The strategic appeal of ramscoop technology in speculative scenarios centers on solving the fundamental constraint of interstellar travel—the mass fraction problem. Conventional rockets must carry all their propellant, meaning that longer journeys require exponentially more fuel, which in turn requires more fuel to accelerate that fuel, creating a vicious cycle that makes interstellar missions prohibitively expensive. Ramscoop collectors appear in future-oriented thinking as a potential solution to this barrier, enabling vessels to extend their operational range indefinitely by harvesting fuel en route. In fictional contexts, this technology supports narrative requirements for long-duration exploration missions without constant returns to starbases.
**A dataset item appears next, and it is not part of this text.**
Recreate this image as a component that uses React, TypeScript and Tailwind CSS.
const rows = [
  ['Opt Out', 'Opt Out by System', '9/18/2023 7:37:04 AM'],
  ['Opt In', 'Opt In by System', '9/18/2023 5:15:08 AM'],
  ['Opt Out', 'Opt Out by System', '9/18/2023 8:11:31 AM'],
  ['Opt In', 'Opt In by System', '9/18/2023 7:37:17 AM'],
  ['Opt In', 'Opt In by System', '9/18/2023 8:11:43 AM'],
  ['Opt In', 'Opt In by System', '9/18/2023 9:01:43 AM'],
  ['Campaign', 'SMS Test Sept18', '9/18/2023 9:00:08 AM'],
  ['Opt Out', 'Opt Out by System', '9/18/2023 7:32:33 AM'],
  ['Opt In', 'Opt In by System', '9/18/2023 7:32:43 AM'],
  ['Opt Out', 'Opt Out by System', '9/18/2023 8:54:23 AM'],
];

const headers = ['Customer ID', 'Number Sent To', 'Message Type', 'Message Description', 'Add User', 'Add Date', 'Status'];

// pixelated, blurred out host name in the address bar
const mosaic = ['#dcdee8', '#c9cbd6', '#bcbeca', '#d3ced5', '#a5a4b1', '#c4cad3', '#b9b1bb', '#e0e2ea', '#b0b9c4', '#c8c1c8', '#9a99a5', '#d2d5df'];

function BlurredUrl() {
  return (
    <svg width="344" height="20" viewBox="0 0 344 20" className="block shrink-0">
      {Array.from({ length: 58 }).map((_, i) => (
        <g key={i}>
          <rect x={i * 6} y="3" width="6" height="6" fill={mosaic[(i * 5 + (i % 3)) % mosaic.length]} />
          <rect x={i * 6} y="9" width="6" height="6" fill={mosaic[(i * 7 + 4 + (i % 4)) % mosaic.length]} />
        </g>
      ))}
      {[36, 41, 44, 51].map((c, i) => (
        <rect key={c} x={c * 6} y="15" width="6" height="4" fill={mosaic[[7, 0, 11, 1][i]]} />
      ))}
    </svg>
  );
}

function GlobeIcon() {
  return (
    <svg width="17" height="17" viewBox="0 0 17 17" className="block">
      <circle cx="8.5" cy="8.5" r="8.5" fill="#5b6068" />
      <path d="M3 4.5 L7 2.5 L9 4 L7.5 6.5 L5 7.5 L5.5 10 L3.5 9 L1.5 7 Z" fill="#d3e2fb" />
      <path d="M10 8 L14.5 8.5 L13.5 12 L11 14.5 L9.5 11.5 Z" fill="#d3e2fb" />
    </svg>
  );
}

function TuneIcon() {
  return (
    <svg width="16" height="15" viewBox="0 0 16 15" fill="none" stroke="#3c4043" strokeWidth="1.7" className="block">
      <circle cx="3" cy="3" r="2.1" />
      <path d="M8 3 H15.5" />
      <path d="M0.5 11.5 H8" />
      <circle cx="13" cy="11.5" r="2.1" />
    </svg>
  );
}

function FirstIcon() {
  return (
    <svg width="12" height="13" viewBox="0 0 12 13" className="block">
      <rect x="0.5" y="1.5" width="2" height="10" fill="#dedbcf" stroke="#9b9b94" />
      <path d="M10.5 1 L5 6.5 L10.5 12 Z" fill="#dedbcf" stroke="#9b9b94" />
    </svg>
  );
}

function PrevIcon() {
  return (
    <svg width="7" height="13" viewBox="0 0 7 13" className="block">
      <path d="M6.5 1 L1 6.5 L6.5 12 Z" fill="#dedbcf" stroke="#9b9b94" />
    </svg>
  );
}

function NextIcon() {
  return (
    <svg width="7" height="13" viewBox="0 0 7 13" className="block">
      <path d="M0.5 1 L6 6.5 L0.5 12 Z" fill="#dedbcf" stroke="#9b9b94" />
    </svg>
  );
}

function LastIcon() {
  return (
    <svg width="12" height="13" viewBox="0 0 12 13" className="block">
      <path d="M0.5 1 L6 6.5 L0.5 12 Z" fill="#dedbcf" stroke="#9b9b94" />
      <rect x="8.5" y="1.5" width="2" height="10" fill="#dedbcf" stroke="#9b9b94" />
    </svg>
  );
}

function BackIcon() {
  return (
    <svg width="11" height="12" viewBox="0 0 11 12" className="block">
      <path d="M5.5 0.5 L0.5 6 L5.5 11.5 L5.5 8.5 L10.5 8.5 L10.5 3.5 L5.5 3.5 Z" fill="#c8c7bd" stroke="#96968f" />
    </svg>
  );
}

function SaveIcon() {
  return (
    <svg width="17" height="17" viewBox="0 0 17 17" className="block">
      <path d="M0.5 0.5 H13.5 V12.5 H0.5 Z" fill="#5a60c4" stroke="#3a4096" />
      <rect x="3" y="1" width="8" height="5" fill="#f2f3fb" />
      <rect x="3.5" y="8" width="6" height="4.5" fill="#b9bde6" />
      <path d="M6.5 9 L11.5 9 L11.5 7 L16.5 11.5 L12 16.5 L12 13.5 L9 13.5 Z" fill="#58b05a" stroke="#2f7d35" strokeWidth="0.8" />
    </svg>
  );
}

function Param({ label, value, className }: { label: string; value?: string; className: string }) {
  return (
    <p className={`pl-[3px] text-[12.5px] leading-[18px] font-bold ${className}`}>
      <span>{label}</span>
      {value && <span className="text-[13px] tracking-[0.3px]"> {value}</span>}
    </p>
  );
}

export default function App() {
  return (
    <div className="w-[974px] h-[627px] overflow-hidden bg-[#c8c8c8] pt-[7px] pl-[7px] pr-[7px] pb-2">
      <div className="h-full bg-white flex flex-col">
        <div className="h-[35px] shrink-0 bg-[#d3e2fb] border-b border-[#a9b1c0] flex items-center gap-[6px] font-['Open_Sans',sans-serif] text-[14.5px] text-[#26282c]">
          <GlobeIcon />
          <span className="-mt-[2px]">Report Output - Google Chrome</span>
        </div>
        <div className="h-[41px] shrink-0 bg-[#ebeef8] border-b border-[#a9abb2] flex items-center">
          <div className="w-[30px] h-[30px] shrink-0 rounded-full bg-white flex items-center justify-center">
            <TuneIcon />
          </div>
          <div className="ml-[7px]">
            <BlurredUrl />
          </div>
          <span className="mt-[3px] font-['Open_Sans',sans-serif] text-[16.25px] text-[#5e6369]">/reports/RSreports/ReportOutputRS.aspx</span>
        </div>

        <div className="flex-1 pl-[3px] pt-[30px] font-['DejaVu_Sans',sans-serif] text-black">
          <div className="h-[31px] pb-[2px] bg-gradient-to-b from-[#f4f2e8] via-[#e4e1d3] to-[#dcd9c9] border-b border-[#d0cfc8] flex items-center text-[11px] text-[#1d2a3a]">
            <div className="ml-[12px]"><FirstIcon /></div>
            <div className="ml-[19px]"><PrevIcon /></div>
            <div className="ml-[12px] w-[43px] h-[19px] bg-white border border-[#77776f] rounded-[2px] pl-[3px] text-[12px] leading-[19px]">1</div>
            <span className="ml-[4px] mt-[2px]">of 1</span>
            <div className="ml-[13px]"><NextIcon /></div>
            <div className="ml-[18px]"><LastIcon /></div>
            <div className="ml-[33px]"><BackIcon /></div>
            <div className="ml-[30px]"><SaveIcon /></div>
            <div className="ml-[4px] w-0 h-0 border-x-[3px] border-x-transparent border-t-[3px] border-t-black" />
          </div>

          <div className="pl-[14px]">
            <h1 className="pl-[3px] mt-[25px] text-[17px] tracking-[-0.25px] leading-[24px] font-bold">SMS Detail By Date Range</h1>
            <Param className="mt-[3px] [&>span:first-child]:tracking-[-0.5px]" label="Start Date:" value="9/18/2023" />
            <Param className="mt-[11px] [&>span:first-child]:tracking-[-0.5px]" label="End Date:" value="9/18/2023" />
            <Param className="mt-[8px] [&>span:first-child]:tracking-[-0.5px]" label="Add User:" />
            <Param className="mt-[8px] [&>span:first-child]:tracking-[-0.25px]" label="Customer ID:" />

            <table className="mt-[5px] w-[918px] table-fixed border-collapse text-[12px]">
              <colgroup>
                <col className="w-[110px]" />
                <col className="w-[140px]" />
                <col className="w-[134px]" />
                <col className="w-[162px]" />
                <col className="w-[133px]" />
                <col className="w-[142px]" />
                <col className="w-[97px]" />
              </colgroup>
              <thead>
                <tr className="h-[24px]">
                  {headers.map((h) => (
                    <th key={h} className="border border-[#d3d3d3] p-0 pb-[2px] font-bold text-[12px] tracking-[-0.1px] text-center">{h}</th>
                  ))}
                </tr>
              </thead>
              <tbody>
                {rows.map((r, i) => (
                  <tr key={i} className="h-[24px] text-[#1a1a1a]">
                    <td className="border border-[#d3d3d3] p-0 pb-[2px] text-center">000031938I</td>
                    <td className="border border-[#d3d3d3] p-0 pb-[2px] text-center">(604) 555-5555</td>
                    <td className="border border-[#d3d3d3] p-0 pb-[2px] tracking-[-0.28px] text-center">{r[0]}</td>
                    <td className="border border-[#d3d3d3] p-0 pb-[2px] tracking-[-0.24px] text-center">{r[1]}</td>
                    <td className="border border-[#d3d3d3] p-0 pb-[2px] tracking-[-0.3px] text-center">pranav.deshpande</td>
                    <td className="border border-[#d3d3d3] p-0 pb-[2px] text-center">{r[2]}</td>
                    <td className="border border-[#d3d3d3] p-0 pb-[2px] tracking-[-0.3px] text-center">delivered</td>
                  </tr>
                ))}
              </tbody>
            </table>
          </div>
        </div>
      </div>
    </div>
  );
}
Real-world research into magnetic confinement fusion and plasma physics explores adjacent concepts, though primarily for terrestrial energy generation rather than propulsion applications. The ramscoop concept also appears in discussions of generation ships and interstellar probe designs, where even modest fuel supplementation could dramatically alter mission profiles.
The fundamental challenge confronting ramscoop feasibility lies in the extreme sparseness of interstellar hydrogen—roughly one atom per cubic centimeter in typical regions—and the enormous energy required to generate and maintain collection fields of sufficient size. Early analyses suggested that the drag created by the magnetic field interacting with the interstellar medium might exceed the thrust gained from collected fuel, particularly at sub-relativistic speeds. Additionally, the fusion of collected hydrogen presents formidable technical hurdles, as most proposed fusion systems require specific isotopes like deuterium rather than common hydrogen-1. For the concept to approach plausibility, breakthroughs would be needed in superconducting magnet technology capable of generating fields across thousands of kilometers, efficient fusion systems that can operate on unprocessed interstellar material, and perhaps most critically, propulsion systems that already achieve significant fractions of light speed through other means. While ramscoop collectors remain firmly in the speculative realm, they continue to inspire research into magnetic field manipulation, fusion propulsion, and the physics of high-velocity flight through interstellar media—domains where incremental progress may eventually illuminate whether this elegant concept could ever transition from fiction to engineering reality.